“Nelle Marche il lavoro è sempre più precario”
“Nelle Marche il lavoro è sempre più precario”
La Uil: “Lo scorso anno solo il 12% con contratto stabile”
ANCONA – Un 77% in meno di ore di cassa integrazione con le ore autorizzate a gennaio 2023 che si ferma a 630mila comprese Fis e Fondi di solidarietà e un’economia che sembra ripartire con quasi un’azienda su cinque che prevede assunzioni nel prossimo trimestre. Parliamo di circa 30mila potenziali ingressi nel mondo del lavoro soprattutto nel manifatturiero (36%), nel turismo (17%) e nel commercio (12%) anche se la situazione marchigiana resta di profonda precarietà.

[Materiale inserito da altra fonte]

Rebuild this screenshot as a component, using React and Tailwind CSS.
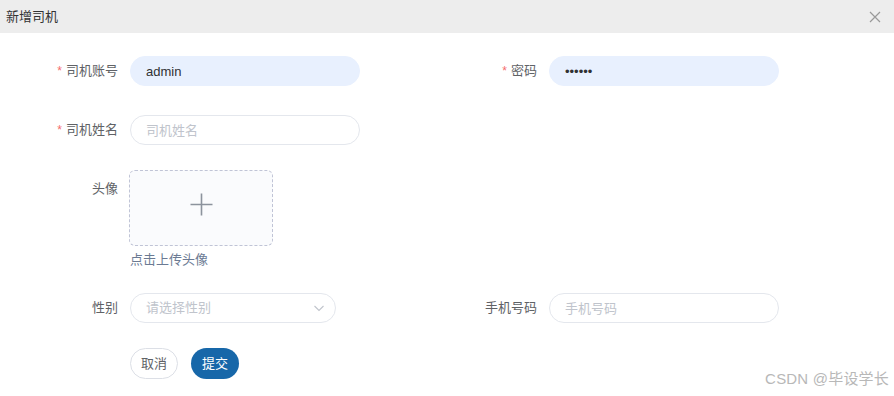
import { useState } from 'react';

// "新增司机" dialog — driver create form

const font = { fontFamily: '"Liberation Sans", "Noto Sans CJK SC", sans-serif' };

function Label({ required, children }) {
  return (
    <div className="w-[130px] shrink-0 pr-3 flex items-center justify-end text-[13px] text-[#606266]">
      {required && <span className="text-[#f56c6c] mr-1 text-[12px]">*</span>}
      {children}
    </div>
  );
}

function Input({ value, placeholder, filled, type = 'text', width = 'w-[230px]' }) {
  return (
    <input
      readOnly
      type={type}
      value={value || ''}
      placeholder={placeholder}
      className={`${width} h-[30px] rounded-full px-[15px] text-[13px] text-[#303133] placeholder:text-[#c0c4cc] outline-none ${
        filled ? 'bg-[#e8f0fe] border border-[#e8f0fe]' : 'bg-white border border-[#e4e7ed]'
      }`}
      style={font}
    />
  );
}

export default function App() {
  const [sex] = useState('');

  return (
    <div className="relative w-[894px] h-[396px] bg-white overflow-hidden" style={font}>
      {/* Header */}
      <div className="h-[33px] bg-[#ededed] flex items-center justify-between pl-[6px] pr-[13px]">
        <span className="text-[13px] text-[#333]">新增司机</span>
        <svg width="12" height="12" viewBox="0 0 12 12" className="text-[#999]">
          <path d="M1 1 L11 11 M11 1 L1 11" stroke="currentColor" strokeWidth="1.2" fill="none" />
        </svg>
      </div>

      <div className="pt-[23px]">
        {/* account / password */}
        <div className="flex h-[30px] mb-[29px]">
          <div className="flex w-[419px]">
            <Label required>司机账号</Label>
            <Input value="admin" filled />
          </div>
          <div className="flex">
            <Label required>密码</Label>
            <Input value="ssssss" type="password" filled />
          </div>
        </div>

        {/* name */}
        <div className="flex h-[30px] mb-[25px]">
          <Label required>司机姓名</Label>
          <Input placeholder="司机姓名" />
        </div>

        {/* avatar */}
        <div className="flex mb-[23px]">
          <div className="w-[130px] shrink-0 pr-3 pt-[11px] flex justify-end text-[13px] leading-[16px] text-[#606266] self-start">
            头像
          </div>
          <div>
            <div className="w-[144px] h-[76px] -ml-px border border-dashed border-[#c0c4d6] rounded-md bg-[#fafbfd] flex justify-center pt-[22px]">
              <svg width="23" height="23" viewBox="0 0 23 23">
                <path d="M11.5 0.5 V22.5 M0.5 11.5 H22.5" stroke="#8c939d" strokeWidth="1.6" fill="none" />
              </svg>
            </div>
            <div className="mt-[4px] h-5 leading-5 text-[13px] text-[#6b7a93]">点击上传头像</div>
          </div>
        </div>

        {/* sex / phone */}
        <div className="flex h-[30px] mb-[25px]">
          <div className="flex w-[419px]">
            <Label>性别</Label>
            <div className="relative w-[206px] h-[30px] rounded-full border border-[#e4e7ed] bg-white flex items-center px-[15px] text-[13px] text-[#c0c4cc]">
              {sex || '请选择性别'}
              <svg width="12" height="12" viewBox="0 0 12 12" className="absolute right-[10px] top-[8px]">
                <path d="M1.5 4 L6 8.5 L10.5 4" stroke="#c0c4cc" strokeWidth="1.1" fill="none" />
              </svg>
            </div>
          </div>
          <div className="flex">
            <Label>手机号码</Label>
            <Input placeholder="手机号码" />
          </div>
        </div>

        {/* actions */}
        <div className="flex pl-[130px] gap-[13px]">
          <button className="h-[31px] w-12 rounded-full border border-[#dcdfe6] bg-white text-[13px] text-[#606266]">取消</button>
          <button className="h-[31px] w-12 rounded-full bg-[#1767a9] text-[13px] text-white">提交</button>
        </div>
      </div>

      {/* watermark */}
      <div className="absolute right-[5px] bottom-[6px] text-[15px] text-[#b8b8b8] tracking-[0.2px]">CSDN @毕设学长</div>
    </div>
  );
}
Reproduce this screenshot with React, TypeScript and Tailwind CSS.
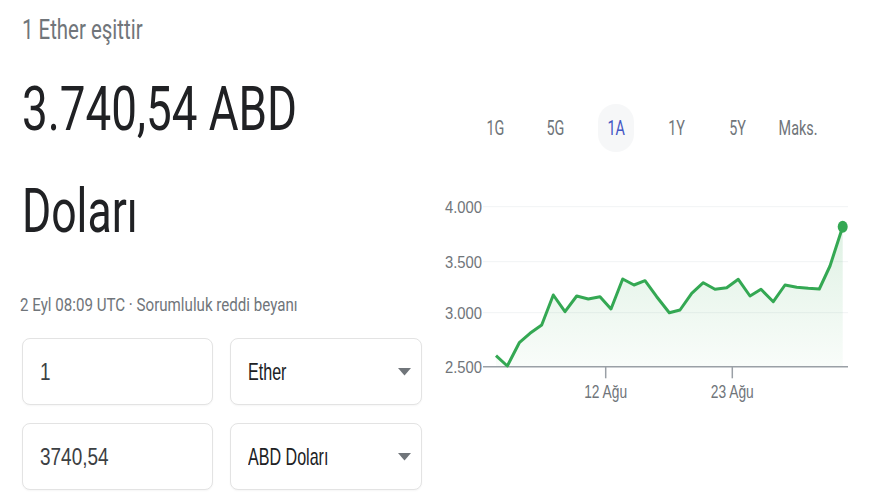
import type { ReactNode } from "react";

const tabs = ["1G", "5G", "1A", "1Y", "5Y", "Maks."];

// chart points, svg coords (svg sits at page x=430, y=190)
const pts: [number, number][] = [
  [66, 165.7], [77.3, 176], [89.3, 152.7], [100, 143.3], [111.7, 135],
  [123.3, 105], [135, 121.7], [146.7, 106], [158.3, 109], [170, 106.7],
  [181, 119], [192.7, 89], [204, 95], [215, 90.7], [226.7, 106.7],
  [239.3, 122.7], [250, 120], [261.7, 103.3], [273.3, 92.7], [285, 99.3],
  [296.7, 97.7], [308.3, 89.3], [320, 106], [331, 99.3], [343.3, 111.7],
  [355, 95], [366.7, 97.3], [378.3, 98.3], [389.3, 99], [400, 76],
  [412.7, 36.7],
];

const grid = [
  { y: 16.7, label: "4.000" },
  { y: 71.7, label: "3.500" },
  { y: 122.7, label: "3.000" },
  { y: 176.7, label: "2.500" },
];

function Chart() {
  const line = pts.map(([x, y]) => `${x},${y}`).join(" ");
  const area = `${pts[0][0]},176.7 ${line} ${pts[pts.length - 1][0]},176.7`;
  const last = pts[pts.length - 1];

  return (
    <svg width="450" height="220" viewBox="0 0 450 220" className="block">
      <defs>
        <linearGradient id="fill" x1="0" y1="0" x2="0" y2="1">
          <stop offset="0%" stopColor="#34a853" stopOpacity="0.16" />
          <stop offset="100%" stopColor="#34a853" stopOpacity="0.03" />
        </linearGradient>
      </defs>
      {grid.slice(0, 3).map((g) => (
        <line key={g.label} x1="53" x2="418" y1={g.y} y2={g.y} stroke="#f1f3f4" strokeWidth="1" />
      ))}
      {grid.map((g) => (
        <text
          key={g.label}
          x="52"
          y={g.y + 6}
          textAnchor="end"
          fontSize="17"
          fill="#70757a"
          textLength="37"
          lengthAdjust="spacingAndGlyphs"
          fontFamily="'Liberation Sans', Arial, sans-serif"
        >
          {g.label}
        </text>
      ))}
      <polygon points={area} fill="url(#fill)" />
      <line x1="53" x2="418" y1="176.7" y2="176.7" stroke="#9aa0a6" strokeWidth="1.5" />
      <line x1="175.7" x2="175.7" y1="176.7" y2="188.3" stroke="#9aa0a6" strokeWidth="1.5" />
      <line x1="302.3" x2="302.3" y1="176.7" y2="188.3" stroke="#9aa0a6" strokeWidth="1.5" />
      <text
        x="175.7"
        y="208"
        textAnchor="middle"
        fontSize="18"
        fill="#70757a"
        textLength="43"
        lengthAdjust="spacingAndGlyphs"
        fontFamily="'Liberation Sans', Arial, sans-serif"
      >
        12 Ağu
      </text>
      <text
        x="302.3"
        y="208"
        textAnchor="middle"
        fontSize="18"
        fill="#70757a"
        textLength="43"
        lengthAdjust="spacingAndGlyphs"
        fontFamily="'Liberation Sans', Arial, sans-serif"
      >
        23 Ağu
      </text>
      <polyline points={line} fill="none" stroke="#34a853" strokeWidth="3" strokeLinejoin="round" />
      <ellipse cx={last[0]} cy={last[1]} rx="5" ry="6" fill="#34a853" />
    </svg>
  );
}

function Caret() {
  return (
    <svg width="13" height="8" viewBox="0 0 13 8" className="shrink-0">
      <path d="M0 0 H13 L6.5 7.5 Z" fill="#70757a" />
    </svg>
  );
}

function Box({ children, select }: { children: ReactNode; select?: boolean }) {
  return (
    <div className="h-[67px] rounded-[8px] border border-[#e3e3e3] shadow-[0_1px_2px_rgba(0,0,0,0.04)] bg-white flex items-center justify-between pl-[17px] pr-[10px]">
      <span
        className={
          select
            ? "inline-block origin-left scale-x-[0.67] whitespace-nowrap text-[24px] leading-[24px] text-[#202124] font-['Liberation_Sans',Arial,sans-serif]"
            : "inline-block origin-left scale-x-[0.79] whitespace-nowrap text-[24px] leading-[24px] text-[#3c4043] font-['Liberation_Sans',Arial,sans-serif]"
        }
      >
        {children}
      </span>
      {select && <Caret />}
    </div>
  );
}

export default function App() {
  return (
    <div className="w-[880px] h-[495px] bg-white overflow-hidden flex font-[Roboto,sans-serif]">
      <div className="w-[430px] shrink-0 pl-[22px] pt-[16px]">
        <div className="h-[28px]">
          <span className="inline-block origin-left scale-x-[0.73] whitespace-nowrap text-[28px] leading-[28px] text-[#70757a]">
            1 Ether eşittir
          </span>
        </div>
        <div className="mt-[14px] text-[61px] leading-[102px] text-[#202124]">
          <span className="block origin-left scale-x-[0.75] whitespace-nowrap">3.740,54 ABD</span>
          <span className="block origin-left scale-x-[0.73] whitespace-nowrap">Doları</span>
        </div>
        <div className="mt-[32px] h-[18px] -ml-[2px]">
          <span className="inline-block origin-left scale-x-[0.84] whitespace-nowrap text-[18px] leading-[18px] text-[#70757a]">
            2 Eyl 08:09 UTC · Sorumluluk reddi beyanı
          </span>
        </div>
        <div className="mt-[26px] grid grid-cols-[191px_192px] gap-x-[17px] gap-y-[18px]">
          <Box>1</Box>
          <Box select>Ether</Box>
          <Box>3740,54</Box>
          <Box select>ABD Doları</Box>
        </div>
      </div>
      <div className="flex-1 pt-[104px]">
        <div className="flex h-[48px] pl-[35px]">
          {tabs.map((t) => (
            <div key={t} className="w-[60.5px] flex items-center justify-center">
              <div
                className={
                  t === "1A"
                    ? "w-[36px] h-[48px] rounded-full bg-[#f6f7f8] flex items-center justify-center"
                    : "flex items-center justify-center"
                }
              >
                <span
                  className={
                    t === "1A"
                      ? "inline-block scale-x-[0.72] whitespace-nowrap text-[20px] leading-[20px] text-[#4356c4]"
                      : "inline-block scale-x-[0.72] whitespace-nowrap text-[20px] leading-[20px] text-[#70757a]"
                  }
                >
                  {t}
                </span>
              </div>
            </div>
          ))}
        </div>
        <div className="mt-[38px]">
          <Chart />
        </div>
      </div>
    </div>
  );
}
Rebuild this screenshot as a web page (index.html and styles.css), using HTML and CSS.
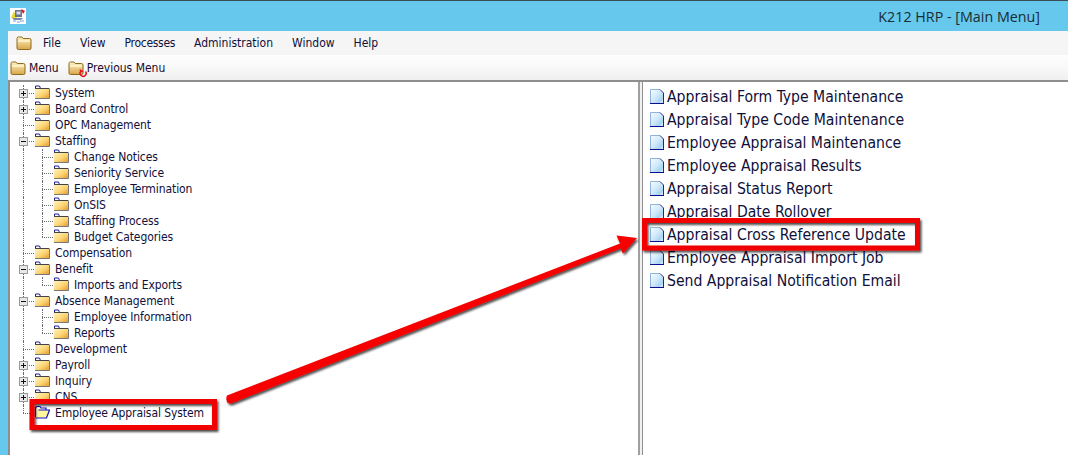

Basti pensare che nel 2022 (dati Anpal riferiti al primo semestre) il 62,5% dei contratti è cessato perché arrivato a scadenza. Contratti che hanno riguardato, per la maggiore, i settori dell’educazione, della sanità, del commercio e del turismo. Incertezza del domani che, unita a paghe in media più basse nel settore privato rispetto ad altre regioni, fa sì che le Marche non siano appetibili per i giovani che vogliono crearsi un futuro.
“La Uil – commenta la segretaria generale Claudia Mazzucchelli (nella foto) – torna a chiedere con forza alla Regione di farsi promotrice di un tavolo permanente con i rappresentanti dei lavoratori, le associazioni datoriali, il mondo dell’istruzione e della ricerca per programmare non i prossimi tre mesi, ma i prossimi anni. Dobbiamo coniugare lo sviluppo economico allo sviluppo sociale, far dialogare i percorsi formativi con le politiche attive del lavoro”.
Nel 2022, secondo i dati dell’Inps riferiti ai primi nove mesi, meno del 12% dei contratti è stato stipulato a tempo indeterminato. Una percentuale che crolla al 9,8% se consideriamo il lavoro femminile. Meno del 14% dei contratti cessati si è trasformato in un rapporto di lavoro stabile.